The typical parametric methods are the autoregressive integrated moving average (ARIMA) model [1416], and its extended structures, such as Kohonen-ARIMA model [17], seasonal autoregressive integrated moving average (SARIMA) model [18], and ARIMA with Kalman filter [19]. Other commonly used parametric methods include time series models [20] and spectral analysis [2122]. The parametric methods are easy to be implemented and provide explicit theoretical interpretability with clear calculation construction. However, the parametric methods require high quality of data set. The traffic data sequence should be accurate and stable, which against the fact that the traffic data are stochastic and unstable. Therefore, these models are difficult to obtain accurate prediction results from the actual traffic data.

Comparing to the parametric methods, nonparametric methods derives the prediction results directly from data training. Due to the learning ability and strong generalization, the nonparametric methods are able to achieve better prediction accuracy. Numerous methods are used as the nonparametric methods including, the k-nearest neighbor approach [2324], multi-type neural network [2526], artificial neural network (ANN) model [27], kernel smoothing [28], and support vector regression (SVR) model [29]. Nonparametric methods enable the adaptive learning of potential traffic dynamics through historical traffic data, and have the desirable attribute of adapting to changing traffic condition. However, concerns with these methods are black box framework, difficult in model training. Besides, expanding the database needed for the adaptation decreases the computational efficiency.

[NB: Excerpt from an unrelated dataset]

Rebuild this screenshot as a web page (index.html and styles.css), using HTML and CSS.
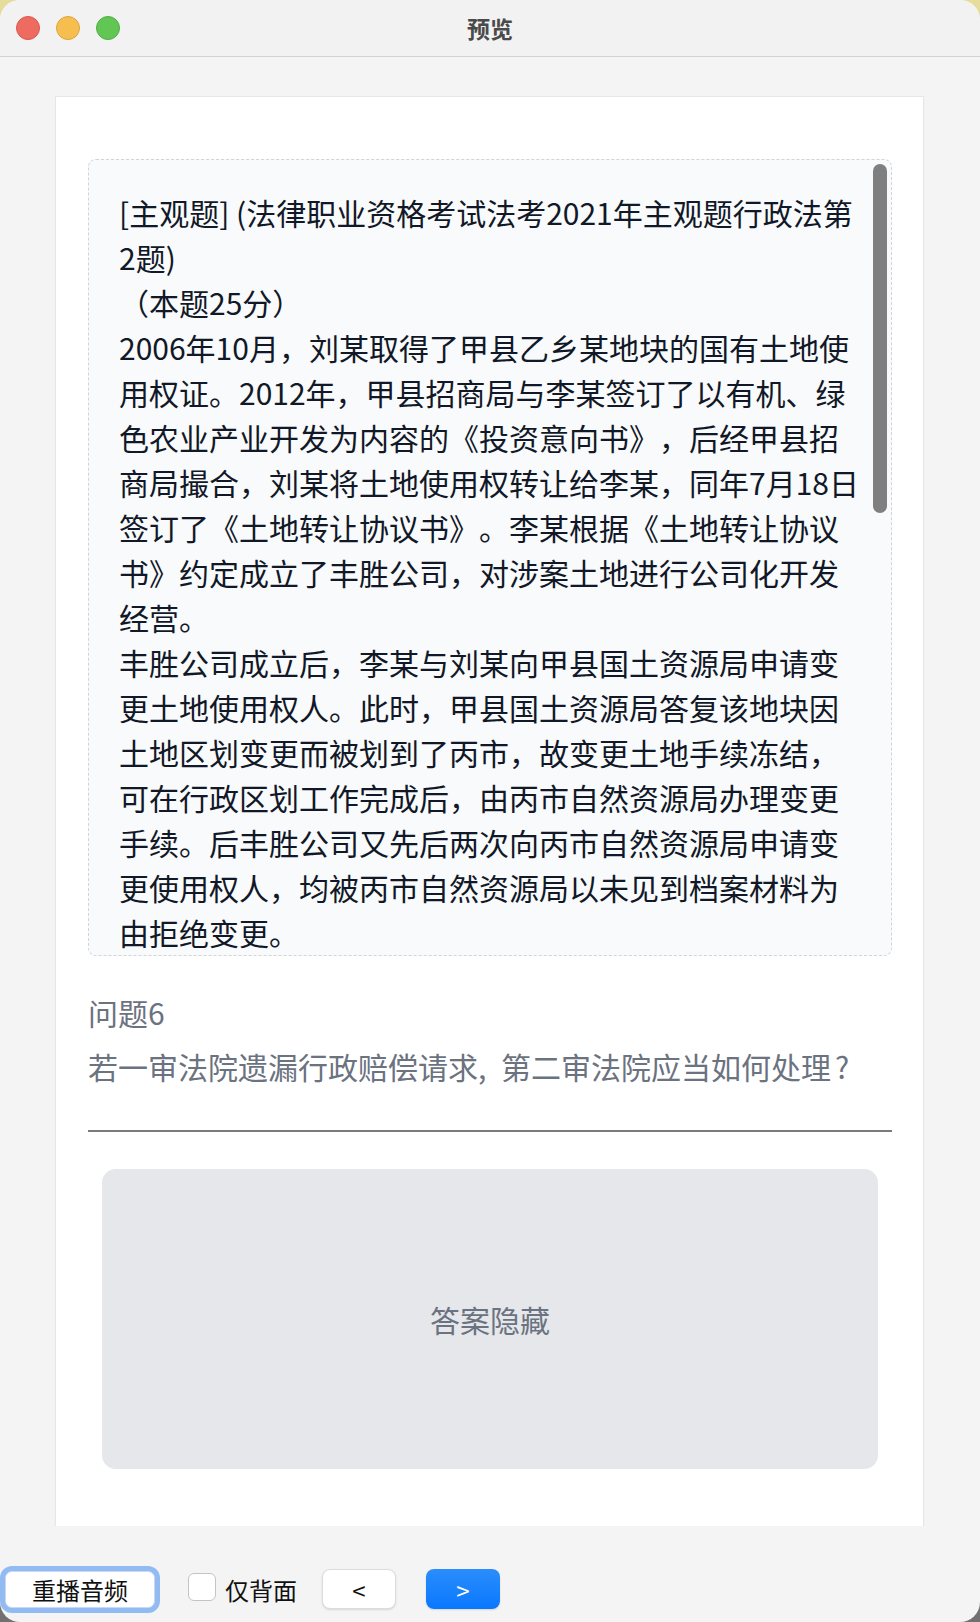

Considering that each prediction method has its own application and advantage, recent studies have utilized the hybrid methods combining merits of different methods in short-term traffic condition prediction to improve the prediction accuracy. These methods include hybrid fuzzy rule-based approach [30], Bayesian-neural network approach [31], and chaos-wavelet analysis-support vector machine approach [32]. Generally, the hybrid prediction model can achieve better results than single prediction model. Moreover, the hybrid models are verified with higher prediction accuracy [3334].

Short-term traffic speed prediction

Numerous studies have investigated the short-term traffic speed prediction which is a kind of time series prediction [35]. Linear time series models have been widely used, including ARIMA model [1415, 36], the seasonal ARIMA (SARIMA) model [37], and the exponential smoothing model [38]. However, the above-mentioned linear time series models require accurate and stable traffic speed data, whereas the actual traffic speed data are nonlinear and unstable. Therefore, these models cannot implement accurate forecast for traffic speed data that have nonlinear structure.

In recent years, with the development of machine learning technology, various machine-learning models have been adopted in traffic speed prediction. These models include support vector regression (SVR) [29], long short-term memory networks (LSTM) [3940], and evolving fuzzy neural network (EFNN) [33]. Wang et al. [41] proposed a bidirectional long short-term memory neural network (Bi-LSTM NN) model in traffic speed prediction. The results showed that the proposed model outperforms ANN model. Ma et al. [42] utilized a convolutional neural network (CNN) to predict network-wide traffic speed. The results showed that the proposed method outperformed LSTM model by a mean squared errors improvement of 42.91%. Using the traffic speed data from the Caltrans Performance Measurement System (PeMS), Liu et al. [43] predicted traffic speed by the attention convolutional neural network (ACNN) model and found that the proposed model achieved better forecast results than traditional linear models.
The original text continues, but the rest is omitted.